Please note! This essay has been submitted by a student.
Disney’s Zootopia has many undertones that mirror the United States’ society that the casual viewer may miss. After taking a closer look, we are able to see a social hierarchy with the predators usually occupying positions of power, such as a lion as the mayor. As the movie progresses, prejudice against and stereotypes of predators become more visible. Themes coinciding with capitalism and bureaucracy become clear as well. However, perhaps the most prevalent feature of this film is a critique of white feminism and its failure to include intersectionality.
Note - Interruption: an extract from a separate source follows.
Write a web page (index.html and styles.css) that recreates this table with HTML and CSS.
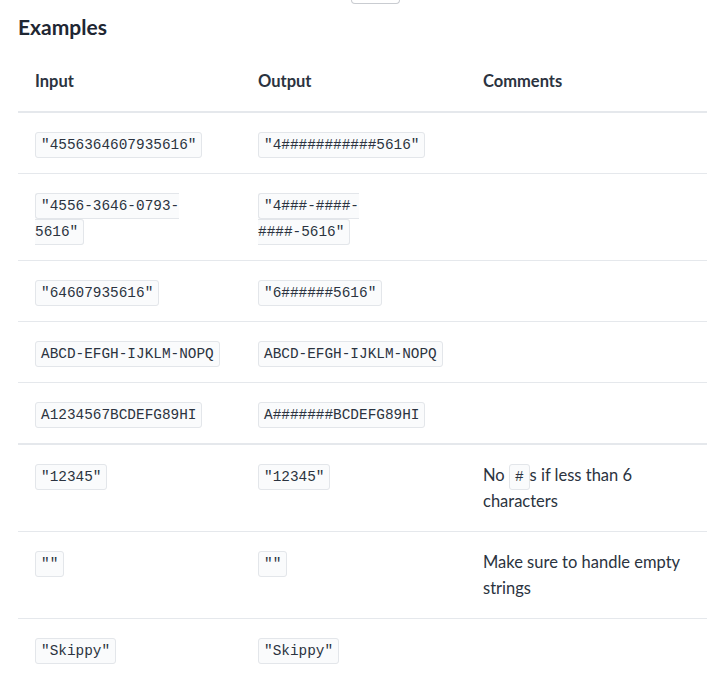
FILE: index.html
```html
<!DOCTYPE html>
<html lang="en">
<head>
  <meta charset="UTF-8" />
  <title>Examples</title>
  <link rel="stylesheet" href="styles.css">
</head>
<body>
<div class="page">
  <!-- bottom of a button cut off at the top -->
  <div class="cut-button"></div>

  <h2 class="title">Examples</h2>

  <table class="examples">
    <thead>
      <tr>
        <th>Input</th>
        <th>Output</th>
        <th>Comments</th>
      </tr>
    </thead>
    <tbody>
      <tr>
        <td><code>"4556364607935616"</code></td>
        <td><code>"4###########5616"</code></td>
        <td></td>
      </tr>
      <tr>
        <td><code>"4556-3646-0793-5616"</code></td>
        <td><code>"4###-####-####-5616"</code></td>
        <td></td>
      </tr>
      <tr>
        <td><code>"64607935616"</code></td>
        <td><code>"6######5616"</code></td>
        <td></td>
      </tr>
      <tr>
        <td><code>ABCD-EFGH-IJKLM-NOPQ</code></td>
        <td><code>ABCD-EFGH-IJKLM-NOPQ</code></td>
        <td></td>
      </tr>
      <tr class="split">
        <td><code>A1234567BCDEFG89HI</code></td>
        <td><code>A#######BCDEFG89HI</code></td>
        <td></td>
      </tr>
      <tr>
        <td><code>"12345"</code></td>
        <td><code>"12345"</code></td>
        <td>No <code>#</code>s if less than 6 characters</td>
      </tr>
      <tr>
        <td><code>""</code></td>
        <td><code>""</code></td>
        <td>Make sure to handle empty strings</td>
      </tr>
      <tr class="last">
        <td><code>"Skippy"</code></td>
        <td><code>"Skippy"</code></td>
        <td></td>
      </tr>
    </tbody>
  </table>
</div>
</body>
</html>
```

FILE: styles.css
```css
* {
  margin: 0;
  padding: 0;
  box-sizing: border-box;
}

body {
  font-family: Lato, "Liberation Sans", sans-serif;
  font-size: 16.5px;
  line-height: 26px;
  color: #2b3340;
  background: #fff;
}

.page {
  padding-left: 18px;
}

.cut-button {
  width: 49px;
  height: 4px;
  margin-left: 333px;
  border: 1px solid #c9ccd1;
  border-top: none;
  border-radius: 0 0 8px 8px;
}

.title {
  font-size: 21px;
  font-weight: 700;
  line-height: 30px;
  color: #1f2733;
  margin-top: 8px;
}

.examples {
  width: 689px;
  margin-top: 9px;
  border-collapse: collapse;
  table-layout: fixed;
}

.examples th,
.examples td {
  text-align: left;
  vertical-align: top;
  padding: 17px;
}

.examples th:nth-child(1),
.examples td:nth-child(1) { width: 223px; }

.examples th:nth-child(2),
.examples td:nth-child(2) { width: 225px; }

.examples th {
  font-weight: 700;
  border-bottom: 2px solid #e5e8ec;
}

.examples td {
  border-bottom: 1px solid #e5e8ec;
}

.examples tr.split td {
  border-bottom-width: 2px;
}

.examples tr.last td {
  border-bottom: none;
}

code {
  font-family: "Liberation Mono", monospace;
  font-size: 14.4px;
  line-height: 16px;
  color: #2b3340;
  background: #fafbfc;
  border: 1px solid #e3e6ea;
  border-radius: 3px;
  padding: 4px 5px;
}
```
The plot of the movie is explicitly about racism. The film mirrors the binary idea of race that is seen in the United States. In the US, racial issues are usually seen as involving just blacks and whites. In Zootopia this is seen through ‘predators’ and ‘prey’. In Zootopia, prey posses an underlying perception that a predator will attack, eventually, because it is in its nature to do so. Similarly, there are stereotypes in the US that it is inevitable that a black person will steal, fight or break other laws. When you look a bit closer, this movie also criticizes white feminism and its lack of intersectionality. Judy can be compared to a white feminist. While she is oppressed due to her gender, she is blind to her internalized racism. To begin, she carries fox repellant with her constantly. This can also be seen through her interactions with Nick at the beginning of the film. She’s being as nice as she can, but she’s still a privileged member of the majority looking down on the failures of a minority man. And when she realizes that all the ‘respectability’ she liked about Nick was an act, she becomes furious. This is a metaphor for a white feminist trying to be an ally to a man of color and getting angry when he turns out to not appreciate her condescending help. If you dig a bit further, the movie really criticizes white feminism even more during Judy’s speech at the press conference. She claims that biological factors have meant “predators are reverting back to their primitive savage ways.” Despite seeing Judy as the primary victim of oppression up until this point of the film, it becomes clear that her privilege as a member of the majority species not only gives her a platform but also denies her understanding of the systemic experience of species-based (racial) discrimination.
Although Zootopia is seen as just another animated Disney film by most, the writers implement sociological undertones. Through Judy’s interactions with Nick and her internalized racism, sociological paradigms such as race conflict and critiques of white feminism and its failure to provide intersectionality are established.